Goal — Search the data below for the word "page" and copy each line that holds it.

Recorded data —
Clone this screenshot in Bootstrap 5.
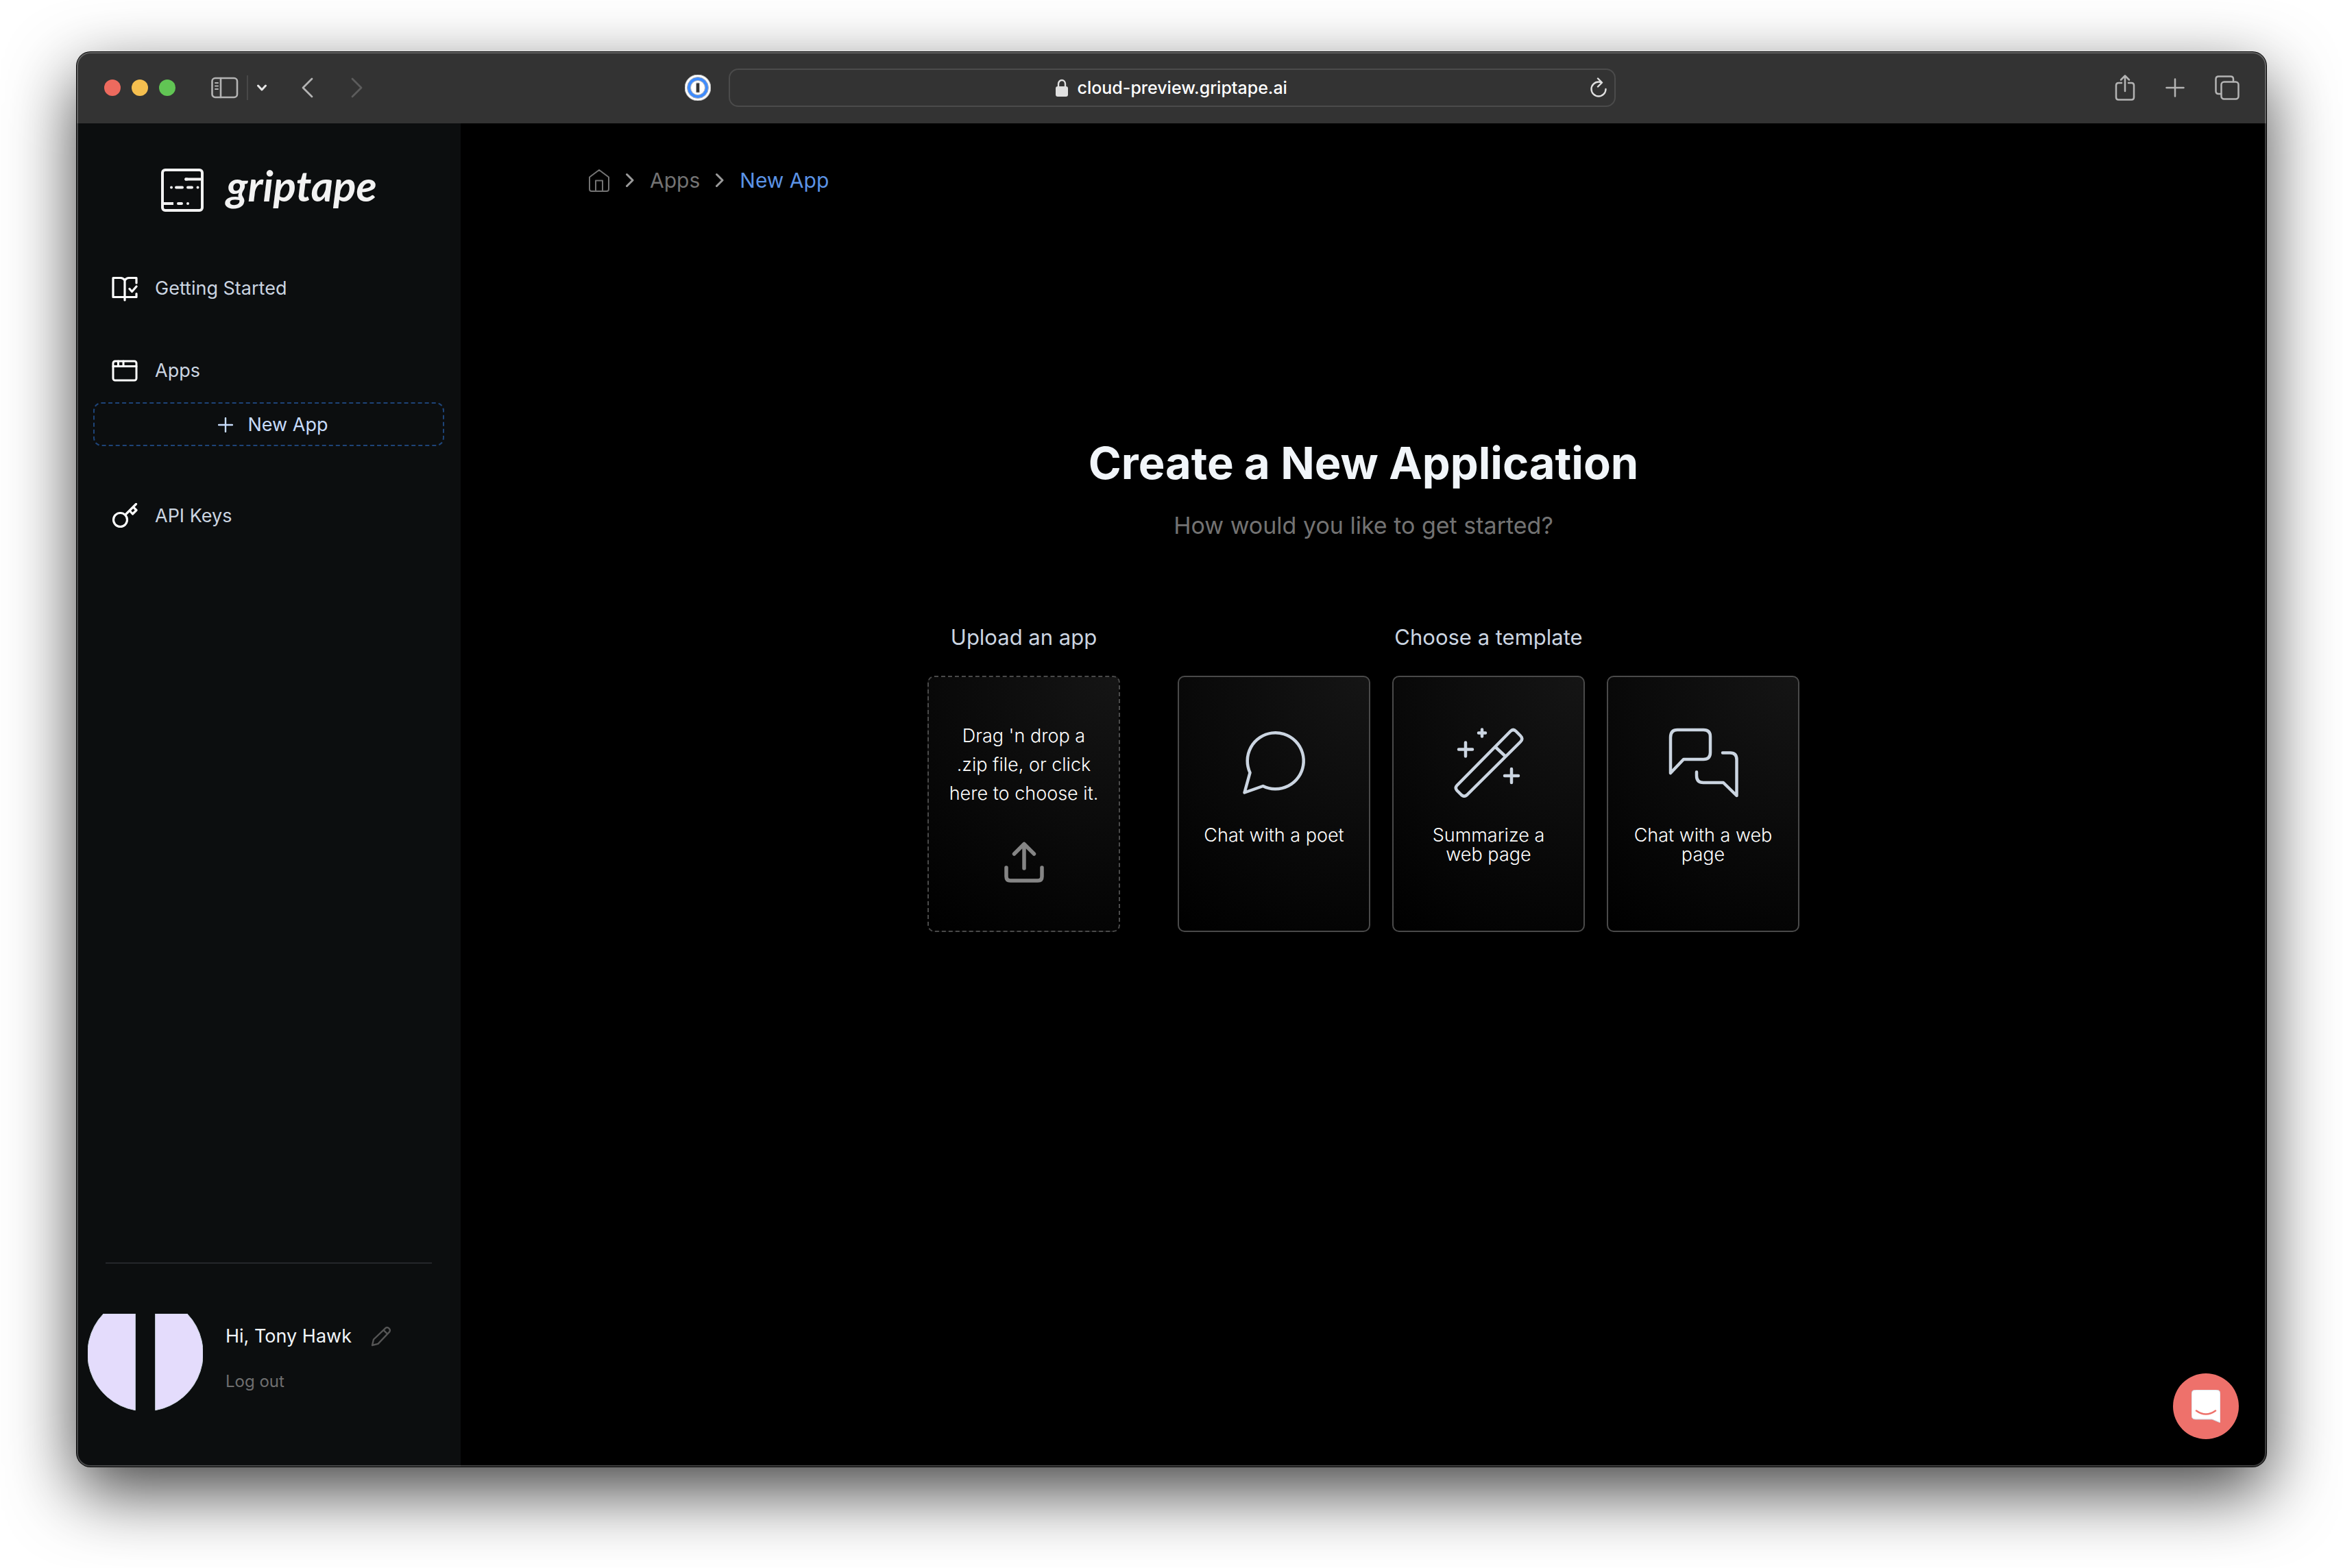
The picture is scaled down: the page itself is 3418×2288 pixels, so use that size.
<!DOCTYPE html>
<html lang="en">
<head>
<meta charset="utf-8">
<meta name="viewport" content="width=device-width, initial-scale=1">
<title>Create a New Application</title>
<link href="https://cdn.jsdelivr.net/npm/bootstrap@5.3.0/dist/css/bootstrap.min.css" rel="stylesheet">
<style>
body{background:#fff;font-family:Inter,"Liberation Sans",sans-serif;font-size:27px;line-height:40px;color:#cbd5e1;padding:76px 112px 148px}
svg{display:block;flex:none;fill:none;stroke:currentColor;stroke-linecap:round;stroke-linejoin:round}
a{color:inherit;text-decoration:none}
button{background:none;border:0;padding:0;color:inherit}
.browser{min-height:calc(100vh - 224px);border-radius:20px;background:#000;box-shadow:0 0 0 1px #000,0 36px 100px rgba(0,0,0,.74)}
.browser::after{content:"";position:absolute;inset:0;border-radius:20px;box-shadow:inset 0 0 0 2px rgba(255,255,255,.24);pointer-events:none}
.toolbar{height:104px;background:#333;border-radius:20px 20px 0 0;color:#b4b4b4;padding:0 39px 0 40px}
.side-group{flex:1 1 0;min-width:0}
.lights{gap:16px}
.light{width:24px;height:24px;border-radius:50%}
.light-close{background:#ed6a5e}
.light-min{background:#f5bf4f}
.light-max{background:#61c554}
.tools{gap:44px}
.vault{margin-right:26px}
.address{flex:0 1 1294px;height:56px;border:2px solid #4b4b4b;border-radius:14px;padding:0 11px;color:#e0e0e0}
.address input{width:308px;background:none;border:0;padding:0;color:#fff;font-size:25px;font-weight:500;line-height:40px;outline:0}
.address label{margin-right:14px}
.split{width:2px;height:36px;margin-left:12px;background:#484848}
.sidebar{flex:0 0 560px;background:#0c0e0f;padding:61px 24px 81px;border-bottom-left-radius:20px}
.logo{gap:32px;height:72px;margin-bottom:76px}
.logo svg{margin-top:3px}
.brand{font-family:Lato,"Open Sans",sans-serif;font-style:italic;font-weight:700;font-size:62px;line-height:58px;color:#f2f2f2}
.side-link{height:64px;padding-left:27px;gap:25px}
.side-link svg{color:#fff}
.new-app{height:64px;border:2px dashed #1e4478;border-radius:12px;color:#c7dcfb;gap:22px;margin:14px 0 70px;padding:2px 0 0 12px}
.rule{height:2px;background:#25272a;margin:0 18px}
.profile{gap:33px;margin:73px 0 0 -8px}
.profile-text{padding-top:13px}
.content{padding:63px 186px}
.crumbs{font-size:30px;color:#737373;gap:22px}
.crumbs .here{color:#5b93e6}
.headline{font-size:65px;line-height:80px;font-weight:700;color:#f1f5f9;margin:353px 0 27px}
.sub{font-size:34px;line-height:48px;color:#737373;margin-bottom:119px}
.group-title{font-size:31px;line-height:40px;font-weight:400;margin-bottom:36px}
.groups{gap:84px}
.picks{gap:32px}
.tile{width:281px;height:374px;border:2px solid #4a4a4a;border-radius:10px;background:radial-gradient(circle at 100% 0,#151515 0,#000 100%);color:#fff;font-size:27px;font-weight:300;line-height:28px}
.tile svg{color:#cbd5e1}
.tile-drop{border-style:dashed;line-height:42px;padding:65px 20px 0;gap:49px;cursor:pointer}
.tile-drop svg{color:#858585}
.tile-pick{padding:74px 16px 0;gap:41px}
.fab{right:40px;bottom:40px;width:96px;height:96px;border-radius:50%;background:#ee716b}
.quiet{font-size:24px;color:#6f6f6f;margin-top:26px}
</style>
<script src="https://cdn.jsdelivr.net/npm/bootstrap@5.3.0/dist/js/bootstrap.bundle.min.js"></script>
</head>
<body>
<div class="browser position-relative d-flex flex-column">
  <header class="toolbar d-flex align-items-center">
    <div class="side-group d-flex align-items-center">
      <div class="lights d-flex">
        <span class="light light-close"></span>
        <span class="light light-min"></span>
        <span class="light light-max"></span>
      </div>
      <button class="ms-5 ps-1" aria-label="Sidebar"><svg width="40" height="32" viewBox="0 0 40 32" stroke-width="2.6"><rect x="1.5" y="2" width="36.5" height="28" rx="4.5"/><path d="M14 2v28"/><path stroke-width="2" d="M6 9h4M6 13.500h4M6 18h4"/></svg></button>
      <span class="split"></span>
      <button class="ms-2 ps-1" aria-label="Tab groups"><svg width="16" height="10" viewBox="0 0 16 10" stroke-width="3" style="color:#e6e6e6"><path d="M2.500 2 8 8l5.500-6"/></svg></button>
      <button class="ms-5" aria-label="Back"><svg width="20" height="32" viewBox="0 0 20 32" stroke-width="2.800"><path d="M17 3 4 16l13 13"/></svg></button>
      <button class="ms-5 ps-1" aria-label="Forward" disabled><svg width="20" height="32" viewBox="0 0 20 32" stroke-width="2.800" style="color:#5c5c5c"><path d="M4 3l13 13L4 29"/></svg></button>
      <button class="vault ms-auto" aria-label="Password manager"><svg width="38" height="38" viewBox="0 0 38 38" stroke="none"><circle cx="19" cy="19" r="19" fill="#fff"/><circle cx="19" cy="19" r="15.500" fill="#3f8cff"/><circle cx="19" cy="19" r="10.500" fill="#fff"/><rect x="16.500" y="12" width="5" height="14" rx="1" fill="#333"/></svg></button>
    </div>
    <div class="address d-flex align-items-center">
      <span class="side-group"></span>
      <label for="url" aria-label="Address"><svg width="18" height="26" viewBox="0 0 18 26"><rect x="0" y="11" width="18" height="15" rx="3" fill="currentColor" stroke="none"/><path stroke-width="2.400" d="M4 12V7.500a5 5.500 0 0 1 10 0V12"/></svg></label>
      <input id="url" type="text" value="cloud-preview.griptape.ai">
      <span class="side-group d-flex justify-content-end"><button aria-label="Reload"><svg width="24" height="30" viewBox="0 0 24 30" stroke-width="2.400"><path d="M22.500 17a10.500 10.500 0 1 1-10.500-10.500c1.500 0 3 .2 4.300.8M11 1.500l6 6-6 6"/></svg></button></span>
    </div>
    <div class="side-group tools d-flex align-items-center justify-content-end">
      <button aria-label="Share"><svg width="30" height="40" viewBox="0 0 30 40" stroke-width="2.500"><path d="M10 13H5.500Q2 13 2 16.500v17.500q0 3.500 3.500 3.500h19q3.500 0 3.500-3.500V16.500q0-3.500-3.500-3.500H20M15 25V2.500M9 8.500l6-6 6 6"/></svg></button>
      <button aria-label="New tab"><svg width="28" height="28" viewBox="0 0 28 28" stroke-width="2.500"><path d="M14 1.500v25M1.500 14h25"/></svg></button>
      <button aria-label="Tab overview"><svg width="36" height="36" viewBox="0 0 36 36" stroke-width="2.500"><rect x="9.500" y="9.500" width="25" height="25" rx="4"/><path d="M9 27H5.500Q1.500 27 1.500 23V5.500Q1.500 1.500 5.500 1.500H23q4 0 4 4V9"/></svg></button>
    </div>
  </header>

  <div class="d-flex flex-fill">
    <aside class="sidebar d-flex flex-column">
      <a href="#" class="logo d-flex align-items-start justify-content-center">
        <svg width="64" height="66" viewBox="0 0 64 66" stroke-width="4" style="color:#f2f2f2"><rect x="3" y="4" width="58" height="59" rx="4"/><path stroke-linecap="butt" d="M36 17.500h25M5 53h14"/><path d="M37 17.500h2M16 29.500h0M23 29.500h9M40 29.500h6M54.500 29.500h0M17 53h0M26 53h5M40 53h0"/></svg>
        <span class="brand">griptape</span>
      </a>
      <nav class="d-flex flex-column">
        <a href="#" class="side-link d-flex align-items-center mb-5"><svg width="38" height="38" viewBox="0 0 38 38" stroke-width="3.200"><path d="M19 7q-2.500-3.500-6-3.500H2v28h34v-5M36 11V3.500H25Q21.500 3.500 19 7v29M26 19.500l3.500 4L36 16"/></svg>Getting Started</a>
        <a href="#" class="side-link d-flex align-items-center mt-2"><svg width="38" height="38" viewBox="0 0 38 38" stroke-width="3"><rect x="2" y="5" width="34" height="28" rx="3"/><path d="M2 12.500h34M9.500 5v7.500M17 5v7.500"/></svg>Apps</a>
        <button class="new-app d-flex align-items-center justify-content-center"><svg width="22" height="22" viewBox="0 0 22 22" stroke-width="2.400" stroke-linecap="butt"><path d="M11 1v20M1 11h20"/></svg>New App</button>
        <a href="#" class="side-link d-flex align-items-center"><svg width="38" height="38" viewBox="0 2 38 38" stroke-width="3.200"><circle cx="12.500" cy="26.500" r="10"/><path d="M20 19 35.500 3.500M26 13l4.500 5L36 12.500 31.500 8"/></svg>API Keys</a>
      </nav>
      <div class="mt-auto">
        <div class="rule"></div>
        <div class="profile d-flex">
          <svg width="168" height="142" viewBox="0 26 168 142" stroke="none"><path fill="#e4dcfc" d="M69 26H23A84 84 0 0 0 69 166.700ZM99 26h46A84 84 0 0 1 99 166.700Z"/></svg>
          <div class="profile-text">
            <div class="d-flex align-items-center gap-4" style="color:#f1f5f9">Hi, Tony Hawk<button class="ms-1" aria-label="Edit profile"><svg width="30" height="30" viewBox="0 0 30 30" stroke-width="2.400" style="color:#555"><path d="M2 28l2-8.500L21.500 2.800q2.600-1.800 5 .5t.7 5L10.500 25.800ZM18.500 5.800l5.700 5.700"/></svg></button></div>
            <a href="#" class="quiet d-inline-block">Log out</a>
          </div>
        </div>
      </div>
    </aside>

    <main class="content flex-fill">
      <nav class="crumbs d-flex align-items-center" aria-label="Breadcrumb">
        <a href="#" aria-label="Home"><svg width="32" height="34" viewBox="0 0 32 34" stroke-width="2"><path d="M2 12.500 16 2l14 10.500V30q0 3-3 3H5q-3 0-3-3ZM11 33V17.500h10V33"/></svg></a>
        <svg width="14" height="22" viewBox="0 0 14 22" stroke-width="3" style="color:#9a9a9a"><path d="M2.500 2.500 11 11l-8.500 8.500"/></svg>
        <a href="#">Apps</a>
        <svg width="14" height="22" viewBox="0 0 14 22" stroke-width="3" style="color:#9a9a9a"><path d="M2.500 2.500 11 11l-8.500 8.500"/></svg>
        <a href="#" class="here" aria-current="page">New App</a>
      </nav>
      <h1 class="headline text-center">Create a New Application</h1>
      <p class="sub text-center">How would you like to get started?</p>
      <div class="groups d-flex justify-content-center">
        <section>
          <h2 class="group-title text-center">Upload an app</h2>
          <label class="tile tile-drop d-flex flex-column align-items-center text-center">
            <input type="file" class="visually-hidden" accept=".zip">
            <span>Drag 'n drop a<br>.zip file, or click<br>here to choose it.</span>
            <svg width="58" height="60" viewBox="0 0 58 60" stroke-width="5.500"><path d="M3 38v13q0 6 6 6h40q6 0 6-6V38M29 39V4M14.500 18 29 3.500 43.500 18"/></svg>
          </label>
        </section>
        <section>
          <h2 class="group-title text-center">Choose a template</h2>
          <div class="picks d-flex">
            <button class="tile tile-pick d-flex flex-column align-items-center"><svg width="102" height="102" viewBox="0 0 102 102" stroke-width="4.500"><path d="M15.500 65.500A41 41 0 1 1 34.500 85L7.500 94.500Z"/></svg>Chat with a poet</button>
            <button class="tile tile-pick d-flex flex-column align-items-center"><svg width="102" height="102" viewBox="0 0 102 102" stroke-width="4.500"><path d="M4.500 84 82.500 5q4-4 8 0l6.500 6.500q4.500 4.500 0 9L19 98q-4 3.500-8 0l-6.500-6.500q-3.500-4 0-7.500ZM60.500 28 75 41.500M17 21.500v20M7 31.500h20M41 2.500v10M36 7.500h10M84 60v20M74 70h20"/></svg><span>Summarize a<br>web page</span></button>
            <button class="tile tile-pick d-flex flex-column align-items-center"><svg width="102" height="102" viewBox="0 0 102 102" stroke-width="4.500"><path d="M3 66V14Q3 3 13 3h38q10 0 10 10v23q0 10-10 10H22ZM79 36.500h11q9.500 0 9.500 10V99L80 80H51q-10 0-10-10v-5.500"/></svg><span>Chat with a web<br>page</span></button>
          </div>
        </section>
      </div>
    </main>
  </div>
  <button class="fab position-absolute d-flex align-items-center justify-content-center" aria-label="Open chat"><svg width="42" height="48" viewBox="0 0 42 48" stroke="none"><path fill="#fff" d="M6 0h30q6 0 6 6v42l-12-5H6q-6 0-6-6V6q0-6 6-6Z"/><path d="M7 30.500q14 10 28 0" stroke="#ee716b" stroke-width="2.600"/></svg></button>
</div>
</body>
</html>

Task response —
The picture is scaled down: the page itself is 3418×2288 pixels, so use that size.
        <a href="#" class="here" aria-current="page">New App</a>
            <button class="tile tile-pick d-flex flex-column align-items-center"><svg width="102" height="102" viewBox="0 0 102 102" stroke-width="4.500"><path d="M4.500 84 82.500 5q4-4 8 0l6.500 6.500q4.500 4.500 0 9L19 98q-4 3.500-8 0l-6.500-6.500q-3.500-4 0-7.500ZM60.500 28 75 41.500M17 21.500v20M7 31.500h20M41 2.500v10M36 7.500h10M84 60v20M74 70h20"/></svg><span>Summarize a<br>web page</span></button>
            <button class="tile tile-pick d-flex flex-column align-items-center"><svg width="102" height="102" viewBox="0 0 102 102" stroke-width="4.500"><path d="M3 66V14Q3 3 13 3h38q10 0 10 10v23q0 10-10 10H22ZM79 36.500h11q9.500 0 9.500 10V99L80 80H51q-10 0-10-10v-5.500"/></svg><span>Chat with a web<br>page</span></button>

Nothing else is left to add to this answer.